-------- DATASET EXTRACT --------

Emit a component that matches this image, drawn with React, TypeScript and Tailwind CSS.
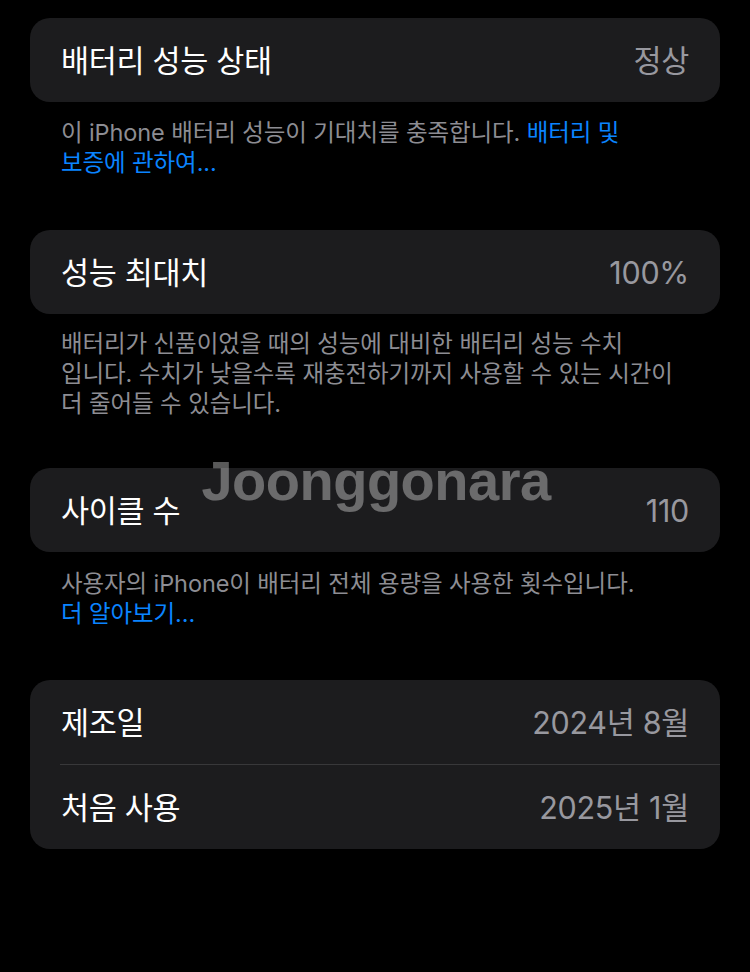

--------
-------- DATASET EXTRACT --------

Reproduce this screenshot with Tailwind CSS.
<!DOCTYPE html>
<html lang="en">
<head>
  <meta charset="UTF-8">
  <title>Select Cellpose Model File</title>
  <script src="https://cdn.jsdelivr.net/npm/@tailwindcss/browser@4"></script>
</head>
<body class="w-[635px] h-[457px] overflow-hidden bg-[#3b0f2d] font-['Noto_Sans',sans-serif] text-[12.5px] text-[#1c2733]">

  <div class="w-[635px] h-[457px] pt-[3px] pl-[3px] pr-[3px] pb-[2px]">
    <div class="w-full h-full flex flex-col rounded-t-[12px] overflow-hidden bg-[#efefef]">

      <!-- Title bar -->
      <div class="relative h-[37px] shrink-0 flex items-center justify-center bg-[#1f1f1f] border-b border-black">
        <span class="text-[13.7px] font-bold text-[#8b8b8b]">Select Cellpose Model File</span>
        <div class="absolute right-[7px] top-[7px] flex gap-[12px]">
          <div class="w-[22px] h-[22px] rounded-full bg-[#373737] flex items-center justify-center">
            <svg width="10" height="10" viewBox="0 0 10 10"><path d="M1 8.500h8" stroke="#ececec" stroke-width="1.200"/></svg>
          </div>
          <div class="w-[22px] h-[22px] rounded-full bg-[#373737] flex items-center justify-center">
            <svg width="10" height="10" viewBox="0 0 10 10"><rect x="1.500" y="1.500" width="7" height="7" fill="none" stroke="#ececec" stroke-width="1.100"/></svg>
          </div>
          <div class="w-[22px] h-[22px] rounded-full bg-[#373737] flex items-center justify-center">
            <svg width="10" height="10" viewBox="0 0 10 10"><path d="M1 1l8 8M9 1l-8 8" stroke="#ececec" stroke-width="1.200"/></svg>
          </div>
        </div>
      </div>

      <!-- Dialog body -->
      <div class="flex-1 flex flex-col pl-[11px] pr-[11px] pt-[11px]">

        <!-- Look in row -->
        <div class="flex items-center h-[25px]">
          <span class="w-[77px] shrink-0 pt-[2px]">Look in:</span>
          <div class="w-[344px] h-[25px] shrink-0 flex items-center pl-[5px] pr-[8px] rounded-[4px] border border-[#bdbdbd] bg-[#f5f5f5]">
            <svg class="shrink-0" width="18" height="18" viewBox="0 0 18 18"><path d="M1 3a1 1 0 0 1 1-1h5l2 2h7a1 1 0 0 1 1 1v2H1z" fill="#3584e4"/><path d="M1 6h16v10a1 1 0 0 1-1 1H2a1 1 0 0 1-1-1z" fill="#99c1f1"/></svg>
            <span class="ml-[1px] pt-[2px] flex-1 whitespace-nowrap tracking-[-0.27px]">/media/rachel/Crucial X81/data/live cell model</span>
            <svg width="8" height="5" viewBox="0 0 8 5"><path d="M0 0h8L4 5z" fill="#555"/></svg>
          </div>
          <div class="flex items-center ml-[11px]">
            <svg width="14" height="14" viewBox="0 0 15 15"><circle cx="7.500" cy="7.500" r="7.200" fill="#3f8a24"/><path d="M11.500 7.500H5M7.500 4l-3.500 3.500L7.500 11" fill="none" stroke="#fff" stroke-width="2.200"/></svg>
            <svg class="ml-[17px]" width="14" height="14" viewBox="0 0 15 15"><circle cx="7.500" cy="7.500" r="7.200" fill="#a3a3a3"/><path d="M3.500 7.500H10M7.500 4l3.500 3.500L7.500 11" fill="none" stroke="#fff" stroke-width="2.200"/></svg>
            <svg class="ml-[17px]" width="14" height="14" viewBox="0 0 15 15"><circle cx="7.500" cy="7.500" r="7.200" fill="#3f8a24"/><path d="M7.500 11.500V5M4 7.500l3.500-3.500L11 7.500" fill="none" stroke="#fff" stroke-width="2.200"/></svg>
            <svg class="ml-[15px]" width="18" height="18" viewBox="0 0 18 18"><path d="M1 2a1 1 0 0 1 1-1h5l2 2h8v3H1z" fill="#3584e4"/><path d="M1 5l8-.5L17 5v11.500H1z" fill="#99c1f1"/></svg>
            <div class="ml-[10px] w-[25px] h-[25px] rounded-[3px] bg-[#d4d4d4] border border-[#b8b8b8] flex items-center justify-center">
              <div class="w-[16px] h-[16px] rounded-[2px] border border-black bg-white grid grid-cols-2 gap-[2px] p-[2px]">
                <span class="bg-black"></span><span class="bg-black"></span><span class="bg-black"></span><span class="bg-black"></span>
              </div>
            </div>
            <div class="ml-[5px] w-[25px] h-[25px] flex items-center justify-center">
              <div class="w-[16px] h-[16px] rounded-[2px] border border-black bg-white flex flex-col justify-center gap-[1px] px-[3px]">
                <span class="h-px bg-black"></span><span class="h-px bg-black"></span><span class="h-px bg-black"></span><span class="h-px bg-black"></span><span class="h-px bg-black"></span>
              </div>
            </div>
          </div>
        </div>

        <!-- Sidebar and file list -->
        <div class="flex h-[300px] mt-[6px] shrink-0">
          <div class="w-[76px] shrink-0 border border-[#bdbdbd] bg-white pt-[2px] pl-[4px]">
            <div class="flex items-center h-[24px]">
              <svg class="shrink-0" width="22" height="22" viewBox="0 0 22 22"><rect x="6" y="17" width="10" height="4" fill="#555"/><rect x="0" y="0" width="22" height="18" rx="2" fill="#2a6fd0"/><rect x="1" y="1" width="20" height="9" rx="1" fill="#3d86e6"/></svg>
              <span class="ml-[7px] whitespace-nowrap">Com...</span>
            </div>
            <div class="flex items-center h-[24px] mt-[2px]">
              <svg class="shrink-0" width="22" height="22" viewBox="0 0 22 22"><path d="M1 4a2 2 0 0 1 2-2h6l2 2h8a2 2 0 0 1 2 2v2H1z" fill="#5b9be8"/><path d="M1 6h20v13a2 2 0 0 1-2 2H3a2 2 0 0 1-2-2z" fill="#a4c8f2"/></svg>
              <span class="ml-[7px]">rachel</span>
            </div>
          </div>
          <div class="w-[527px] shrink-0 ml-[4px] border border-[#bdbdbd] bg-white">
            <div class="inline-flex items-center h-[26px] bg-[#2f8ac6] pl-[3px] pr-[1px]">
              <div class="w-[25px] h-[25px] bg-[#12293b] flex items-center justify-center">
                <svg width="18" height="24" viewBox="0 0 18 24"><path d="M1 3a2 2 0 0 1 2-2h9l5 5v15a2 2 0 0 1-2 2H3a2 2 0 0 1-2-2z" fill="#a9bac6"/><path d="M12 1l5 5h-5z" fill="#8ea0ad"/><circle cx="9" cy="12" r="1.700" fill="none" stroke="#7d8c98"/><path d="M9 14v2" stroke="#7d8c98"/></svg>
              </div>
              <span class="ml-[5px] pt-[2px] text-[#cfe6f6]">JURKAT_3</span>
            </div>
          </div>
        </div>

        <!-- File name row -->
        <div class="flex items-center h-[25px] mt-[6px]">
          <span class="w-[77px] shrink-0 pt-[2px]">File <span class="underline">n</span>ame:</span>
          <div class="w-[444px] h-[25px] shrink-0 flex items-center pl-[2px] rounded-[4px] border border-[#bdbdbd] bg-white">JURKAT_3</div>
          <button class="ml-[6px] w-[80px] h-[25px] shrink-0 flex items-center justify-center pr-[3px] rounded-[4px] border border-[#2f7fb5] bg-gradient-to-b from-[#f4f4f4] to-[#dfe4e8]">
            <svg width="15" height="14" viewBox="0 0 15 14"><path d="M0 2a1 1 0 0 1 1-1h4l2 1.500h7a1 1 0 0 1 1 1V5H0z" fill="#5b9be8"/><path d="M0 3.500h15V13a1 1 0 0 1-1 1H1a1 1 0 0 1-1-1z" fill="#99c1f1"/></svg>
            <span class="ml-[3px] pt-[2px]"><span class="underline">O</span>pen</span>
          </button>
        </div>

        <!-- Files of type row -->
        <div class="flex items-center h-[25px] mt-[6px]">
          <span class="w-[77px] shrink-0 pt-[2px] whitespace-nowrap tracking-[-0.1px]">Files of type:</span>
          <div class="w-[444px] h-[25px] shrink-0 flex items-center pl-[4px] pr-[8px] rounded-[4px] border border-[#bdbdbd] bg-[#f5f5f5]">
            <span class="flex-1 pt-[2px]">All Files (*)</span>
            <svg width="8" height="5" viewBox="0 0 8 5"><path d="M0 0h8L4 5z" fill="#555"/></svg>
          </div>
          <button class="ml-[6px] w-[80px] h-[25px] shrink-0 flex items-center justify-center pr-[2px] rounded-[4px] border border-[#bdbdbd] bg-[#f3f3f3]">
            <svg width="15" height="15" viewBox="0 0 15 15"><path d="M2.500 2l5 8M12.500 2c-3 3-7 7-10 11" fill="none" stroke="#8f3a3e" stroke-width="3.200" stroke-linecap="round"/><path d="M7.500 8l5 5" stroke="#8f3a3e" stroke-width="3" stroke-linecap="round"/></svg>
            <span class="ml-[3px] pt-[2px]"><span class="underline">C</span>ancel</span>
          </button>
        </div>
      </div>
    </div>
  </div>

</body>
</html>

--------
-------- DATASET EXTRACT --------

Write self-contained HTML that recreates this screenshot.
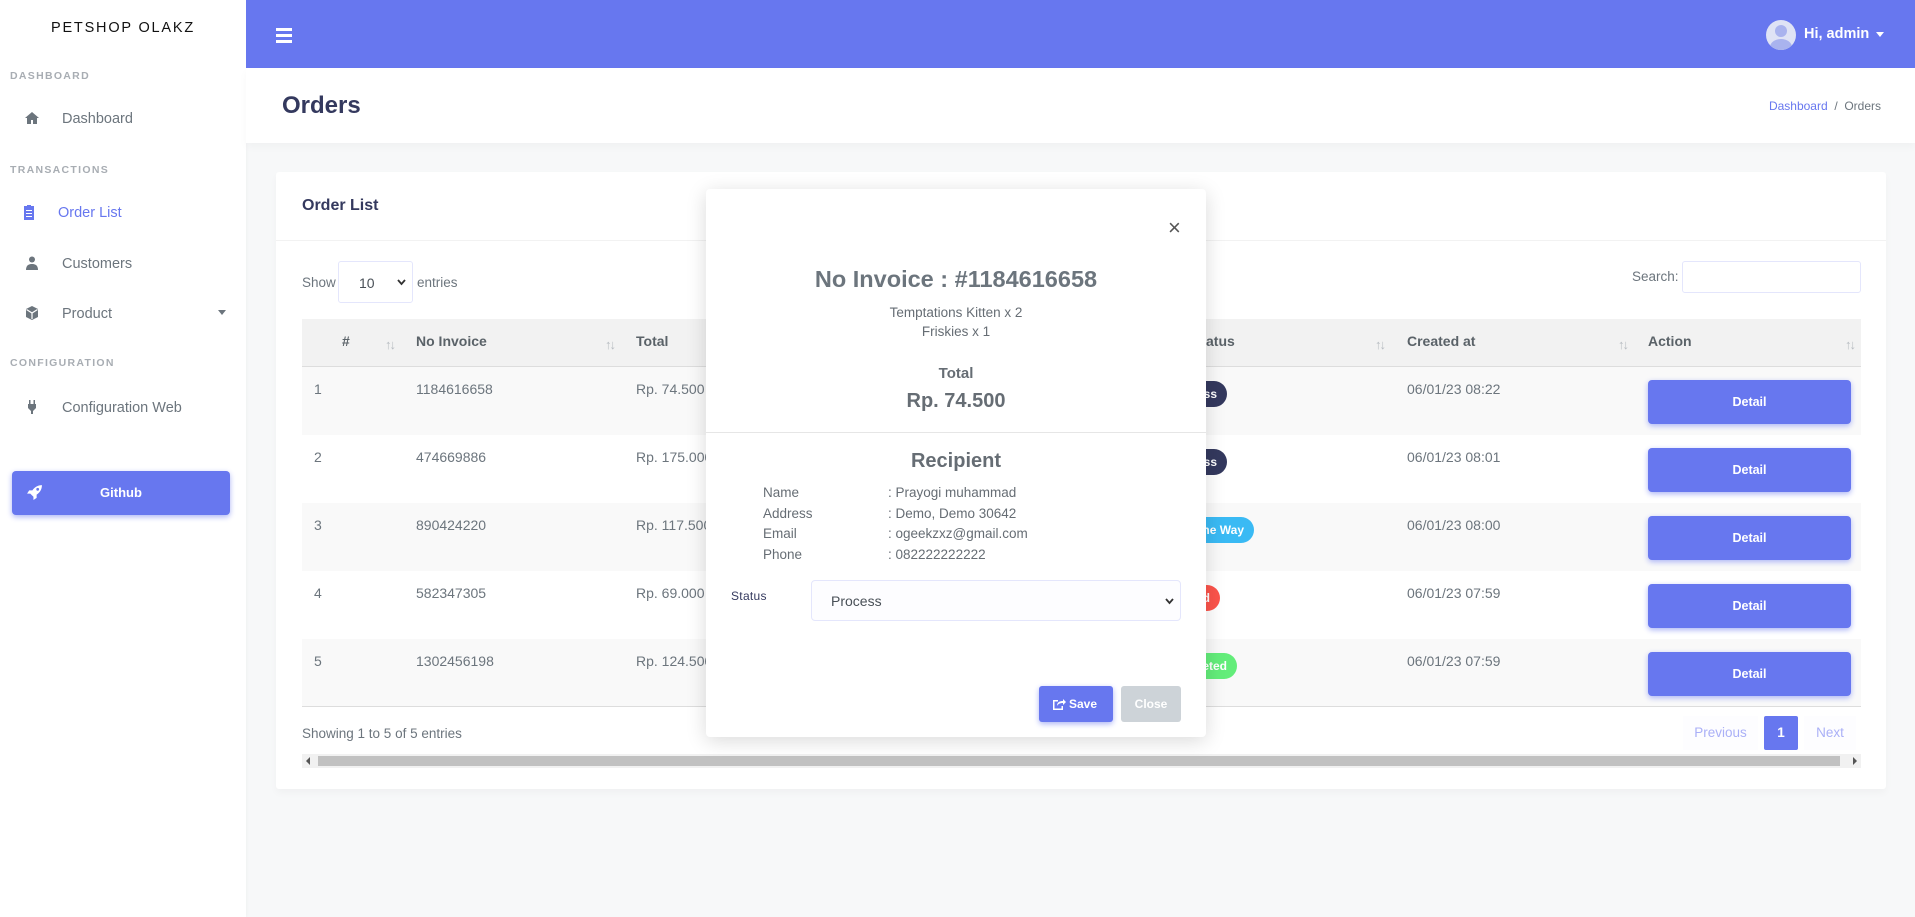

--------

WORK TO DO ->
List each line holding the string "this".

TASK OUTPUT ->
Emit a component that matches this image, drawn with React, TypeScript and Tailwind CSS.
Reproduce this screenshot with Tailwind CSS.
Write self-contained HTML that recreates this screenshot.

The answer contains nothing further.